# [Goal of the exercise]
Identify, in the records below, every line where the string "that" appears, and copy each such line.

# [Task input]
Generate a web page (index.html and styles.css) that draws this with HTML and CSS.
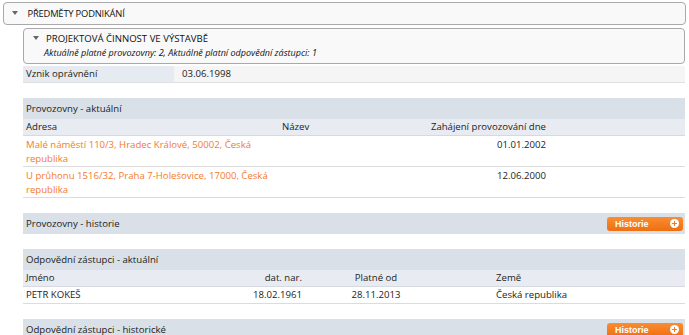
FILE: index.html
```html
<!DOCTYPE html>
<html>
<head>
  <title>Předměty podnikání</title>
  <link rel="stylesheet" href="styles.css">
</head>
<body>
  <div class="panel-head">
    <span class="caret"></span>
    <span class="panel-title">PŘEDMĚTY PODNIKÁNÍ</span>
  </div>

  <div class="panel-body">
    <div class="sub-head">
      <div class="sub-title"><span class="caret"></span>PROJEKTOVÁ ČINNOST VE VÝSTAVBĚ</div>
      <div class="sub-note">Aktuálně platné provozovny: 2, Aktuálně platní odpovědní zástupci: 1</div>
    </div>

    <div class="info-row">
      <div class="info-label">Vznik oprávnění</div>
      <div class="info-value">03.06.1998</div>
    </div>

    <!-- Provozovny - aktualni -->
    <div class="section">
      <div class="section-head">Provozovny - aktuální</div>
      <div class="grid grid-prov col-head">
        <div>Adresa</div>
        <div>Název</div>
        <div class="right">Zahájení provozování dne</div>
        <div></div>
      </div>
      <div class="grid grid-prov data-row">
        <div class="link">Malé náměstí 110/3, Hradec Králové, 50002, Česká republika</div>
        <div></div>
        <div class="right">01.01.2002</div>
        <div></div>
      </div>
      <div class="grid grid-prov data-row">
        <div class="link">U průhonu 1516/32, Praha 7-Holešovice, 17000, Česká republika</div>
        <div></div>
        <div class="right">12.06.2000</div>
        <div></div>
      </div>
    </div>

    <div class="section">
      <div class="section-head">
        <span>Provozovny - historie</span>
        <span class="btn-history">Historie<span class="btn-plus"></span></span>
      </div>
    </div>

    <!-- Odpovedni zastupci - aktualni -->
    <div class="section">
      <div class="section-head">Odpovědní zástupci - aktuální</div>
      <div class="grid grid-rep col-head">
        <div>Jméno</div>
        <div class="right">dat. nar.</div>
        <div class="center">Platné od</div>
        <div></div>
        <div>Země</div>
      </div>
      <div class="grid grid-rep data-row">
        <div>PETR KOKEŠ</div>
        <div class="right">18.02.1961</div>
        <div class="center">28.11.2013</div>
        <div></div>
        <div>Česká republika</div>
      </div>
    </div>

    <div class="section">
      <div class="section-head">
        <span>Odpovědní zástupci - historické</span>
        <span class="btn-history">Historie<span class="btn-plus"></span></span>
      </div>
    </div>
  </div>
</body>
</html>
```

FILE: styles.css
```css
/* Base page */
body {
  margin: 0;
  padding: 2px 3px 0 3px;
  font-family: "Open Sans", Arial, sans-serif;
  font-size: 9.6px;
  color: #222;
  background-color: #fff;
}

/* Small down arrow used in panel heads */
.caret {
  display: inline-block;
  width: 0;
  height: 0;
  border-left: 3px solid transparent;
  border-right: 3px solid transparent;
  border-top: 4px solid #666;
  margin-right: 7px;
  vertical-align: 2px;
}

/* Top level panel head */
.panel-head {
  height: 21px;
  line-height: 21px;
  padding-left: 8px;
  border: 1px solid #a9a9a9;
  border-radius: 4px;
  background-color: #f9f9f9;
}

.panel-title {
  font-size: 9.4px;
  letter-spacing: -0.2px;
  color: #111;
}

/* Content under the top panel */
.panel-body {
  margin: 3px 1px 0 20px;
}

.sub-head {
  height: 34px;
  padding-left: 9px;
  border: 1px solid #a9a9a9;
  border-radius: 4px;
  background-color: #f9f9f9;
}

.sub-title {
  font-size: 9.6px;
  color: #111;
  line-height: 14px;
  margin-top: 3px;
}

.sub-note {
  font-style: italic;
  font-size: 9px;
  color: #111;
  padding-left: 11px;
  line-height: 13px;
}

/* Label / value row */
.info-row {
  display: flex;
  margin-top: 2px;
  height: 16px;
  line-height: 16px;
  border-bottom: 1px solid #e0e0e0;
}

.info-label {
  width: 148px;
  padding-left: 3px;
  background-color: #e6ebf2;
}

.info-value {
  flex: 1;
  padding-left: 8px;
  background-color: #f5f5f5;
}

/* Sections */
.section {
  margin-top: 15px;
}

.section-head {
  display: flex;
  justify-content: space-between;
  align-items: center;
  height: 21px;
  padding: 0 2px 0 3px;
  background-color: #dae0e7;
}

/* Tables built from grid rows */
.grid {
  display: grid;
}

.grid > div {
  padding: 0 3px;
}

.grid-prov {
  grid-template-columns: 256px 140px 130px 1fr;
}

.grid-rep {
  grid-template-columns: 177px 105px 142px 46px 1fr;
}

.col-head {
  height: 16px;
  line-height: 16px;
  background-color: #e8ecf2;
  border-bottom: 1px solid #d6dae0;
}

.data-row {
  height: 16px;
  line-height: 16px;
  border-bottom: 1px solid #dcdcdc;
}

.grid-prov.data-row {
  height: 28px;
  padding-top: 2px;
  line-height: 14px;
}

.right {
  text-align: right;
}

.center {
  text-align: center;
}

.link {
  color: #f47b2c;
}

/* Orange history button */
.btn-history {
  display: flex;
  align-items: center;
  justify-content: space-between;
  width: 64px;
  height: 14px;
  padding: 0 4px 0 8px;
  border-radius: 3px;
  background: linear-gradient(#f98d32, #ef6f10);
  color: #fff;
  font-family: Arial, "Liberation Sans", sans-serif;
  font-size: 9px;
  font-weight: bold;
}

.btn-plus {
  position: relative;
  width: 9px;
  height: 9px;
  border-radius: 50%;
  background-color: #fff;
}

.btn-plus::before,
.btn-plus::after {
  content: "";
  position: absolute;
  background-color: #f27a1e;
}

.btn-plus::before {
  left: 2px;
  top: 4px;
  width: 5px;
  height: 1px;
}

.btn-plus::after {
  left: 4px;
  top: 2px;
  width: 1px;
  height: 5px;
}
```
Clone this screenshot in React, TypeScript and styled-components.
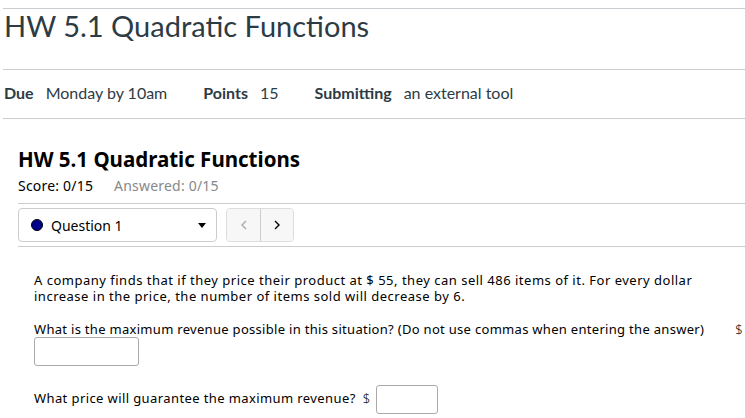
import React from 'react';
import styled, { createGlobalStyle } from 'styled-components';

const GlobalStyle = createGlobalStyle`
  body {
    margin: 0;
    background: #fff;
    font-family: Lato, "Liberation Sans", sans-serif;
    color: #2d3b45;
  }
`;

const Page = styled.div`
  padding: 8px 0 0 3px;
  overflow: hidden;
`;

const TitleBar = styled.div`
  border-top: 1px solid #c7cdd1;
  border-bottom: 1px solid #c7cdd1;
  height: 62px;
  box-sizing: border-box;
`;

const PageTitle = styled.h1`
  margin: 0;
  padding: 1px 0 0 1px;
  font-family: Lato, sans-serif;
  font-weight: 400;
  font-size: 29px;
  line-height: 32px;
  color: #2d3b45;
`;

const MetaRow = styled.ul`
  list-style: none;
  margin: 0;
  padding: 0 0 3px 1px;
  height: 49px;
  box-sizing: border-box;
  border-bottom: 1px solid #c7cdd1;
  display: flex;
  align-items: center;
  gap: 36px;
  font-size: 16px;
`;

const MetaItem = styled.li`
  display: flex;
  gap: 12px;
  b {
    font-weight: 700;
  }
`;

const Quiz = styled.div`
  padding: 27px 0 0 15px;
  font-family: "Noto Sans", "Open Sans", sans-serif;
  color: #000;
`;

const QuizTitle = styled.h2`
  margin: 0;
  font-size: 20.5px;
  font-weight: 700;
  line-height: 26px;
`;

const ScoreRow = styled.div`
  display: flex;
  gap: 21px;
  font-size: 14px;
  letter-spacing: 0.2px;
  line-height: 18px;
  margin-top: 5px;
`;

const Muted = styled.span`
  color: #888;
`;

const NavBar = styled.div`
  margin-top: 8px;
  border-top: 1px solid #ccc;
  border-bottom: 1px solid #ccc;
  padding: 4px 0 4px 0;
  display: flex;
  gap: 9px;
`;

const Select = styled.div`
  width: 199px;
  height: 34px;
  box-sizing: border-box;
  border: 1px solid #ccc;
  border-radius: 4px;
  display: flex;
  align-items: center;
  padding: 0 10px 0 12px;
  font-size: 14px;
`;

const Dot = styled.span<{ color: string }>`
  width: 10px;
  height: 10px;
  border-radius: 50%;
  background: ${({ color }) => color};
  border: 1px solid #000;
  margin-right: 8px;
`;

const Caret = styled.span`
  margin-left: auto;
  width: 0;
  height: 0;
  border-left: 4px solid transparent;
  border-right: 4px solid transparent;
  border-top: 5px solid #000;
`;

const NavGroup = styled.div`
  display: flex;
  border: 1px solid #ddd;
  border-radius: 4px;
  overflow: hidden;
  height: 34px;
  box-sizing: border-box;
`;

const NavButton = styled.button<{ disabled?: boolean }>`
  width: 33px;
  border: none;
  background: #f7f7f7;
  padding: 0;
  display: flex;
  align-items: center;
  justify-content: center;
  color: ${({ disabled }) => (disabled ? '#aaa' : '#000')};
  & + & {
    border-left: 1px solid #ccc;
  }
`;

const Question = styled.div`
  padding: 25px 0 0 16px;
  font-size: 13px;
  line-height: 16px;
  letter-spacing: 0.5px;
`;

const Para = styled.p<{ tight?: boolean }>`
  margin: 0 0 17px;
  letter-spacing: ${({ tight }) => (tight ? '0.3px' : 'inherit')};
`;

const Dollar = styled.span<{ gap: number }>`
  margin-left: ${({ gap }) => gap}px;
  font-weight: 300;
`;

const AnswerInput = styled.input<{ w: number }>`
  width: ${({ w }) => w}px;
  height: 29px;
  margin: 0 0 0 ${({ w }) => (w > 80 ? 0 : 5)}px;
  box-sizing: border-box;
  border: 1px solid #aaa;
  border-radius: 3px;
  vertical-align: middle;
  font: inherit;
`;

const LastPara = styled(Para)`
  margin-top: 19px;
  letter-spacing: 0.4px;
`;

const Chevron = ({ dir }: { dir: 'left' | 'right' }) => (
  <svg width="8" height="10" viewBox="0 0 8 10" fill="none" stroke="currentColor" strokeWidth="1.4">
    {dir === 'left' ? <path d="M6 1 2 5l4 4" /> : <path d="M2 1l4 4-4 4" />}
  </svg>
);

export default function App() {
  return (
    <>
      <GlobalStyle />
      <Page>
        <TitleBar>
          <PageTitle>HW 5.1 Quadratic Functions</PageTitle>
        </TitleBar>
        <MetaRow>
          <MetaItem>
            <b>Due</b>
            <span>Monday by 10am</span>
          </MetaItem>
          <MetaItem>
            <b>Points</b>
            <span>15</span>
          </MetaItem>
          <MetaItem>
            <b>Submitting</b>
            <span>an external tool</span>
          </MetaItem>
        </MetaRow>
        <Quiz>
          <QuizTitle>HW 5.1 Quadratic Functions</QuizTitle>
          <ScoreRow>
            <span>Score: 0/15</span>
            <Muted>Answered: 0/15</Muted>
          </ScoreRow>
          <NavBar>
            <Select>
              <Dot color="#00008b" />
              Question 1
              <Caret />
            </Select>
            <NavGroup>
              <NavButton disabled>
                <Chevron dir="left" />
              </NavButton>
              <NavButton>
                <Chevron dir="right" />
              </NavButton>
            </NavGroup>
          </NavBar>
          <Question>
            <Para>
              A company finds that if they price their product at $ 55, they can sell 486 items of it. For every
              dollar increase in the price, the number of items sold will decrease by 6.
            </Para>
            <Para tight>
              What is the maximum revenue possible in this situation? (Do not use commas when entering the answer)
              <Dollar gap={31}>$</Dollar> <AnswerInput w={105} />
            </Para>
            <LastPara>
              What price will guarantee the maximum revenue?
              <Dollar gap={7}>$</Dollar>
              <AnswerInput w={62} />
            </LastPara>
          </Question>
        </Quiz>
      </Page>
    </>
  );
}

# [Solution to this task]
Generate a web page (index.html and styles.css) that draws this with HTML and CSS.
              A company finds that if they price their product at $ 55, they can sell 486 items of it. For every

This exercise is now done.